Studies of ocean-atmosphere-solid earth interactions using satellite remote sensing data

Ocean, atmosphere and solid Earth are interacting in wide spectra of spatial and temporal scales. This study uses remote sensing data to study the interaction between ocean, atmosphere and solid Earth. Atmospheric Convergence Zones (ACZs), which are areas of significant ocean-atmosphere interactions, are studied using the wind measurements by satellite scatterometers for the period from August 1992 to August 1999. Sea surface temperature redistribution by the warm phase of the Southern Oscillation El Niño (ENSO) results in ACZs migration. This migration of the ACZs during El Niño dramatically influences the rainfall distribution in the equatorial region.

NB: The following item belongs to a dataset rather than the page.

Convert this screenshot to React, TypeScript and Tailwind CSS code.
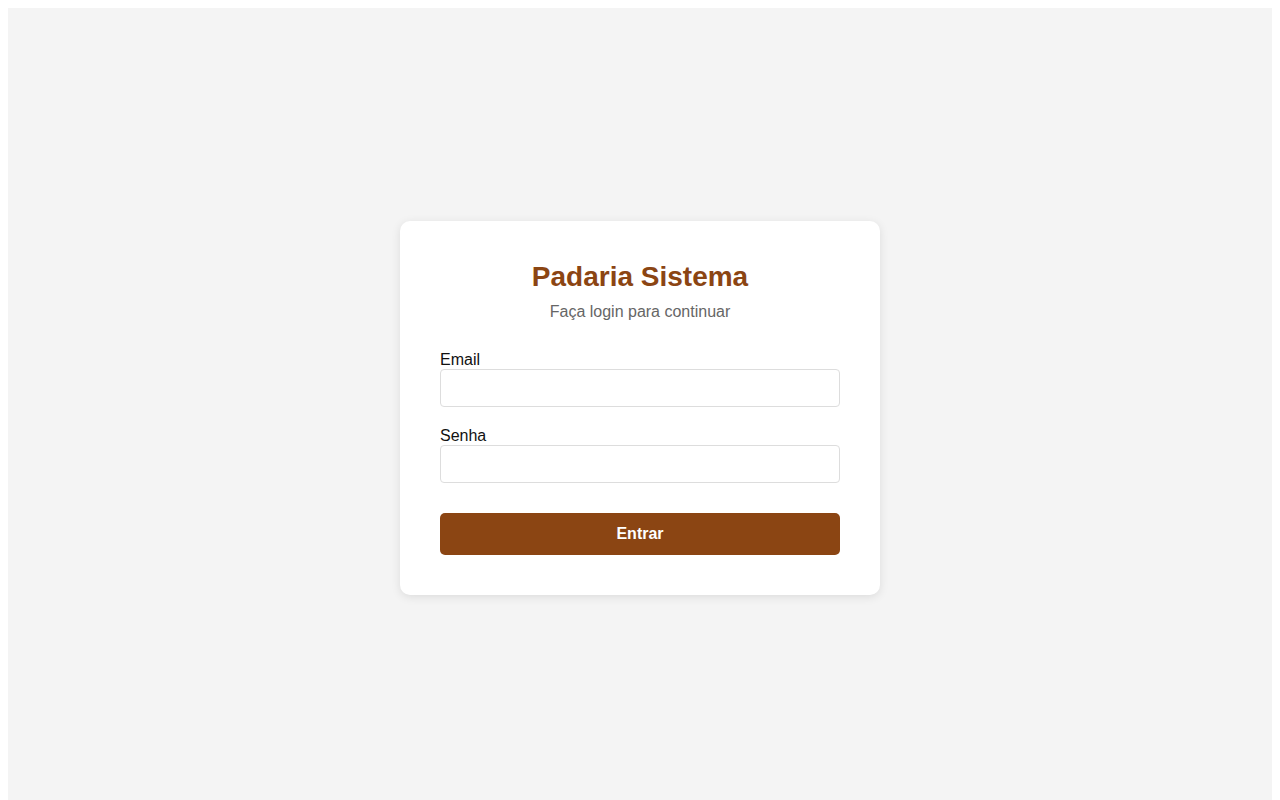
import React from 'react'

export default function App() {
  return (
    <div className="p-2 bg-white font-['Liberation_Sans',Arial,sans-serif]">
      <div className="h-screen bg-[#f4f4f4] flex items-center justify-center">
        {/* login card */}
        <div className="w-[480px] bg-white rounded-[10px] p-10 shadow-[0_2px_10px_rgba(0,0,0,0.1)]">
          <div className="text-center mb-[30px]">
            <h1 className="text-[28px] leading-[normal] font-bold text-[#8b4513] mb-[10px]">Padaria Sistema</h1>
            <p className="text-base leading-[normal] text-[#666]">Faça login para continuar</p>
          </div>
          <form onSubmit={(e) => e.preventDefault()}>
            <div className="mb-5">
              <label htmlFor="email" className="block text-base leading-[normal] text-[#111]">Email</label>
              <input id="email" type="email" className="block w-full h-[38px] px-[10px] border border-[#ddd] rounded-[4px] text-base outline-none" />
            </div>
            <div>
              <label htmlFor="senha" className="block text-base leading-[normal] text-[#111]">Senha</label>
              <input id="senha" type="password" className="block w-full h-[38px] px-[10px] border border-[#ddd] rounded-[4px] text-base outline-none" />
            </div>
            <button type="submit" className="mt-[30px] w-full h-[42px] bg-[#8b4513] text-white font-bold text-base rounded-[5px]">
              Entrar
            </button>
          </form>
        </div>
      </div>
    </div>
  )
}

A new method of extracting the data principal component has been introduced and applied to the scatterometer derived wind divergence at the sea level. The method is based on the Neural Networks (NNs), which simulate the human brain function such as memory and recognition. Neural Network Principal Components Analysis (NNPCA) isolates orthogonal modes that have been physically interpreted as the annual, semi-annual and interannual variations. A torque approach has been used to study the coupling between the atmosphere and the solid Earth. The inertial torque of the atmosphere that is due to the variation in Earth's rotation is relatively small compared to other torques and has negligible affect on the torque budget. Earth's inertial torque and the atmospheric angular momentum time rate show similar characteristics in both temporal and spectral domains. However, the total atmospheric torque calculated from the outputs of the Goddard Earth Observing System (GEOS-1) general circulation atmospheric model is characterized by a strong annual cycle.